My three dogs were very frisky and loved to run.  My lead dog's name was Boosh.  You learn your lead dog so that you can shout commands to him/her, and the rest of the pack follows.  Boosh was a good leader because he was playful with his pack mates but still eager to pull.  Some of the other lead dogs were tired or not very convincing to their pack (slower sled) or too aggressive and jumpy with the pack (altercations between dogs during breaks).

That's my pack! Boosh is the light colored dog up front.

After learning all those basics, I stood on my runners and said, "Go-go-go, Boosh!" and the dogs took off!  We had a couple practice runs around a small track with a light curve to get us used to the dogs and how to hold your body in the turns.  Unfortunately, my dogs knew the track by heart and as soon as they saw the curve, they would sprint before I had time to apply the brakes to slow down.  They would throw me off the sled, into the snow and the guide would have to catch the dogs and drop the anchor while I jogged to catch up.  (This happened four times!)

I was at a stop (see the anchor on the side of the sled?).  10 minutes later I was on my butt, laughing as my dogs ran down the hill.

The most exhilarating part was when we took a deep curve followed by a long sloping hill.  For all of three seconds I felt like a champion sled driver--and then Boosh and the gang threw me off, and I had to trot a long and cold way downhill to catch up to them, and drive them in for the final stretch.  All in all, I loved dog mushing!  If I ever move to a colder climate, I'd consider taking up dog mushing as a real hobby.

Bethany and I also went snowshoeing, but I didn't care for it very much.  Again, you don the snow boots and put them into these giant plastic contraptions which are designed to more evenly distribute your weight while walking on snow.  On a flat trail this is ok, but we went down part of the mountain (where I got stuck in a snowdrift) and back up through the underbrush, so it was difficult and not as awesome as I had hoped.

I spent about 7 hours at the park that day, so I was pretty pooped that evening.  I went out to dinner with Julie and Patrice and we found a lovely Italian restaurant.  Monday, I camped out in the hotel room in my pajamas to work on homework, complete my readings, and nap.  I got a bit of fresh air and dinner when I went back to Monoprix to buy more supplies, but that was it.  Nothing interesting, but I think an afternoon of dog sledding the day before made up for it!

#14: Andorra La Vella

On Saturday morning I woke up in Puigcerdá, Spain, walked across the river to Bourg Madame, France, and two hours later arrived in Andorra la Vella, Andorra.  Three countries in three hours--that should be some sort of record!
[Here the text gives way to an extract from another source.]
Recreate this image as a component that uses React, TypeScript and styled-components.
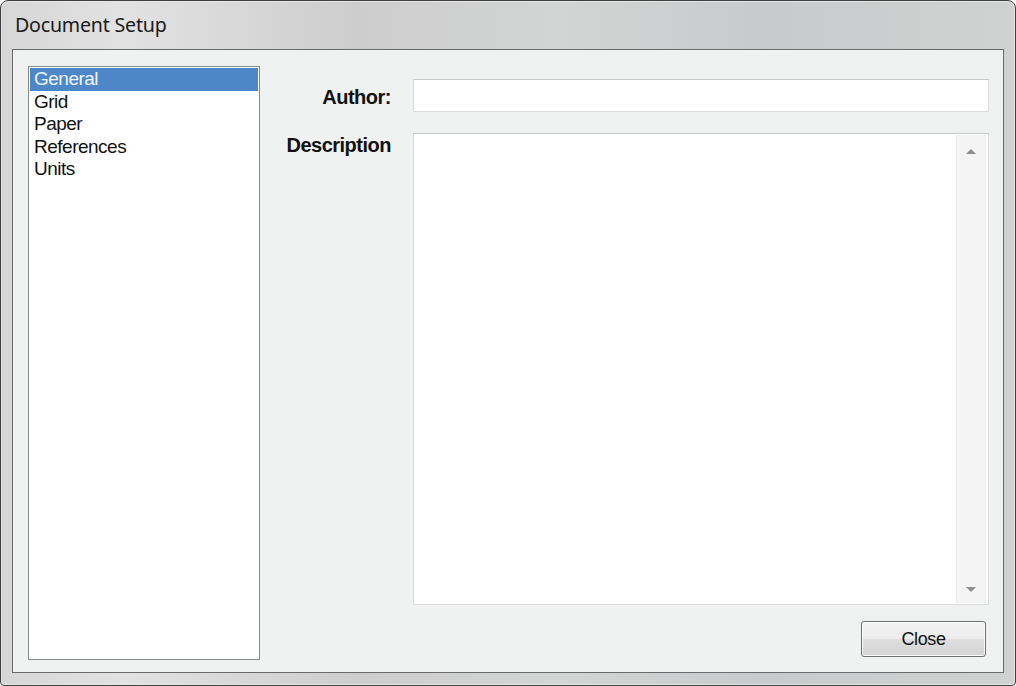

Andorra, as I've mentioned before, is a tiny country tucked in the Pyrenees Mountains between France and Spain.  The official language is Catalan, but they also speak Spanish and French equally, followed by English.  It's a principality, so historically it's co-ruled by a Spanish prince and a French one, but it still has a parliament and a prime minister like most constitutional monarchies around Europe.  It's also one of the top 10 richest nations in the world--but shh, don't mention it!  Andorrans are very low-key about their wealth, but at the same time it's really obvious, if you're looking for it.  Andorra has a 100% employment rate.  I never once saw a homeless person, or even a musician or artist performing for change on a street corner.  Everyone has on name-brand clothes.  Along the highway, the car dealerships I saw were Ferrari/Maserati, Land Rover/Jaguar, BMW/Mini Cooper, Mercedes-Benz, and Audi--and then the "moderate" cars like Volkswagen, Citroen, Peugeut and Renault (the last three are French car companies).  I noticed a few Hyundais driving on the roads, but it seems like it's mostly European cars here--maybe American and Asian cars cost too much to import.

So where does Andorra get all that money from?  TOURISM.  Andorra has some of the best shopping (duty-free!  as in, you don't pay any tax on anything) and skiing in the world.  In the winter, it's cold and snowy, which is great to hit the slopes, but in the summer it's warm and sunny, which is great to hit the shops!  For a city that had only three major streets (it's impossible to get lost in Andorra la Vella--trust me), there were more stores than Chicago's Magnificent Mile.  Watch shops, electronics stores, perfumeries, clothing boutiques, shoe outlets... for every person, every market, every object, there's a store.  The best part is that we arrived during rebaixes (re-bai-shes) season, which is their twice-a-year major closeout/liquidation sales.  Oh, and the European Union is really strict about knockoffs, so everything you saw was the licensed product.  Need a new ipod?  The store across the street from the hotel had an 8gb for 32E, for instance.  One of the clothing stores I went into had an entire rack of shirts that were 3-7E.  And don't forget, no pesky sales tax, so if it's 3 euros on the tag, it's 3 euros at the register.

So I guess it won't be hard to guess that I spent my first day in Andorra going from store to store, checking out the bargains.  I was with a group of (all female) classmates, and I think we visited... five stores? Six?  We all ended up at the local grocery store, Monoprix (a French chain similar to Target in the States), and bought food and snacks to keep in our rooms since we'd be there for 3 nights.  I found a 1.5liter bottle of water for just 22¢!  With that, chips and cookies, two oranges, and a sandwich from the deli, I spent maybe 4E.  (PS: In Europe, they have a standard sized water bottle that is a little smaller than the one in the states, and then the mondo liter and a half.  Most times, it's cheaper to buy the mondo bottle and tote it around for a couple days.)

Final consensus on Andorra:  major thumbs up.  It's got a great lifestyle, but only if you have some cash to put up with it.  As Josep would say:  "I love it, I love it, I like it!"